- [THE DATA]:
++++++
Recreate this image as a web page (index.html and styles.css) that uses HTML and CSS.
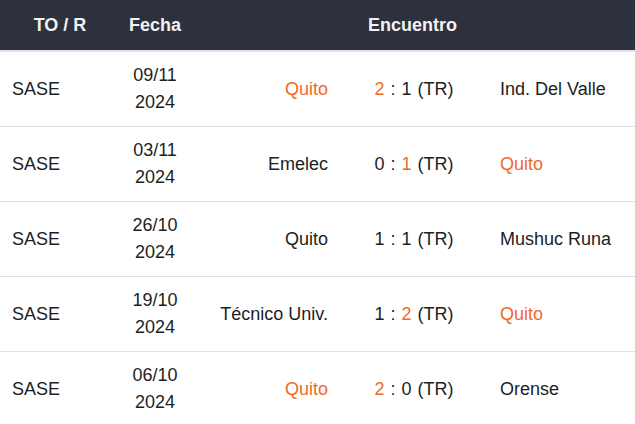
FILE: index.html
```html
<!DOCTYPE html>
<html lang="es">
<head>
<meta charset="utf-8">
<link rel="stylesheet" href="styles.css">
</head>
<body>
<table class="results">
  <colgroup>
    <col class="c-comp">
    <col class="c-date">
    <col class="c-home">
    <col class="c-score">
    <col class="c-away">
  </colgroup>
  <thead>
    <tr>
      <th>TO / R</th>
      <th>Fecha</th>
      <th colspan="3">Encuentro</th>
    </tr>
  </thead>
  <tbody>
    <tr>
      <td class="comp">SASE</td>
      <td class="date">09/11<br>2024</td>
      <td class="home hl">Quito</td>
      <td class="score"><span class="hl">2</span> : 1 (TR)</td>
      <td class="away">Ind. Del Valle</td>
    </tr>
    <tr>
      <td class="comp">SASE</td>
      <td class="date">03/11<br>2024</td>
      <td class="home">Emelec</td>
      <td class="score">0 : <span class="hl">1</span> (TR)</td>
      <td class="away hl">Quito</td>
    </tr>
    <tr>
      <td class="comp">SASE</td>
      <td class="date">26/10<br>2024</td>
      <td class="home">Quito</td>
      <td class="score">1 : 1 (TR)</td>
      <td class="away">Mushuc Runa</td>
    </tr>
    <tr>
      <td class="comp">SASE</td>
      <td class="date">19/10<br>2024</td>
      <td class="home">Técnico Univ.</td>
      <td class="score">1 : <span class="hl">2</span> (TR)</td>
      <td class="away hl">Quito</td>
    </tr>
    <tr>
      <td class="comp">SASE</td>
      <td class="date">06/10<br>2024</td>
      <td class="home hl">Quito</td>
      <td class="score"><span class="hl">2</span> : 0 (TR)</td>
      <td class="away">Orense</td>
    </tr>
  </tbody>
</table>
</body>
</html>
```
FILE: styles.css
```css
html, body {
  margin: 0;
  padding: 0;
  background: #ffffff;
}

body {
  font-family: "Liberation Sans", Arial, sans-serif;
  font-size: 18px;
  color: #1e1e1e;
}

.results {
  width: 635px;
  border-collapse: collapse;
  table-layout: fixed;
}

.c-comp { width: 120px; }
.c-date { width: 70px; }
.c-home { width: 150px; }
.c-score { width: 148px; }
.c-away { width: 147px; }

.results th {
  background: #2c313d;
  color: #f2f2f2;
  font-weight: bold;
  line-height: 27px;
  padding: 12px 0 11px;
  text-align: center;
  border-bottom: 2px solid #dee2e6;
  white-space: nowrap;
}

.results td {
  line-height: 27px;
  padding: 10px 12px;
  height: 54px;
  border-top: 1px solid #dee2e6;
  white-space: nowrap;
  vertical-align: middle;
}

.results tbody tr:first-child td {
  border-top: none;
}

.comp { text-align: left; }
.date { text-align: center; padding-left: 0 !important; padding-right: 0 !important; }
.home { text-align: right; }
.score { text-align: center; padding-left: 0 !important; padding-right: 0 !important; word-spacing: 1px; }
.away { text-align: left; }

.hl { color: #f0692a; }
```
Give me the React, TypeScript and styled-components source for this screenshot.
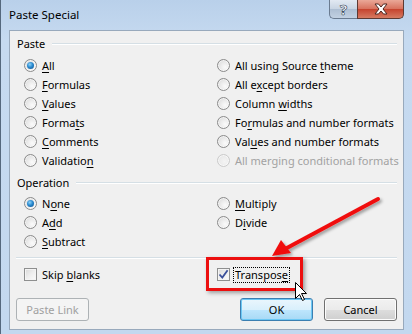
++++++
- [SHORT PROBLEM]: Leave out the pictures, and give all the records again exactly.

- [WRITTEN SOLUTION]:
Recreate this image as a web page (index.html and styles.css) that uses HTML and CSS.
FILE: index.html
```html
<!DOCTYPE html>
<html lang="es">
<head>
<meta charset="utf-8">
<link rel="stylesheet" href="styles.css">
</head>
<body>
<table class="results">
  <colgroup>
    <col class="c-comp">
    <col class="c-date">
    <col class="c-home">
    <col class="c-score">
    <col class="c-away">
  </colgroup>
  <thead>
    <tr>
      <th>TO / R</th>
      <th>Fecha</th>
      <th colspan="3">Encuentro</th>
    </tr>
  </thead>
  <tbody>
    <tr>
      <td class="comp">SASE</td>
      <td class="date">09/11<br>2024</td>
      <td class="home hl">Quito</td>
      <td class="score"><span class="hl">2</span> : 1 (TR)</td>
      <td class="away">Ind. Del Valle</td>
    </tr>
    <tr>
      <td class="comp">SASE</td>
      <td class="date">03/11<br>2024</td>
      <td class="home">Emelec</td>
      <td class="score">0 : <span class="hl">1</span> (TR)</td>
      <td class="away hl">Quito</td>
    </tr>
    <tr>
      <td class="comp">SASE</td>
      <td class="date">26/10<br>2024</td>
      <td class="home">Quito</td>
      <td class="score">1 : 1 (TR)</td>
      <td class="away">Mushuc Runa</td>
    </tr>
    <tr>
      <td class="comp">SASE</td>
      <td class="date">19/10<br>2024</td>
      <td class="home">Técnico Univ.</td>
      <td class="score">1 : <span class="hl">2</span> (TR)</td>
      <td class="away hl">Quito</td>
    </tr>
    <tr>
      <td class="comp">SASE</td>
      <td class="date">06/10<br>2024</td>
      <td class="home hl">Quito</td>
      <td class="score"><span class="hl">2</span> : 0 (TR)</td>
      <td class="away">Orense</td>
    </tr>
  </tbody>
</table>
</body>
</html>
```
FILE: styles.css
```css
html, body {
  margin: 0;
  padding: 0;
  background: #ffffff;
}

body {
  font-family: "Liberation Sans", Arial, sans-serif;
  font-size: 18px;
  color: #1e1e1e;
}

.results {
  width: 635px;
  border-collapse: collapse;
  table-layout: fixed;
}

.c-comp { width: 120px; }
.c-date { width: 70px; }
.c-home { width: 150px; }
.c-score { width: 148px; }
.c-away { width: 147px; }

.results th {
  background: #2c313d;
  color: #f2f2f2;
  font-weight: bold;
  line-height: 27px;
  padding: 12px 0 11px;
  text-align: center;
  border-bottom: 2px solid #dee2e6;
  white-space: nowrap;
}

.results td {
  line-height: 27px;
  padding: 10px 12px;
  height: 54px;
  border-top: 1px solid #dee2e6;
  white-space: nowrap;
  vertical-align: middle;
}

.results tbody tr:first-child td {
  border-top: none;
}

.comp { text-align: left; }
.date { text-align: center; padding-left: 0 !important; padding-right: 0 !important; }
.home { text-align: right; }
.score { text-align: center; padding-left: 0 !important; padding-right: 0 !important; word-spacing: 1px; }
.away { text-align: left; }

.hl { color: #f0692a; }
```
Give me the React, TypeScript and styled-components source for this screenshot.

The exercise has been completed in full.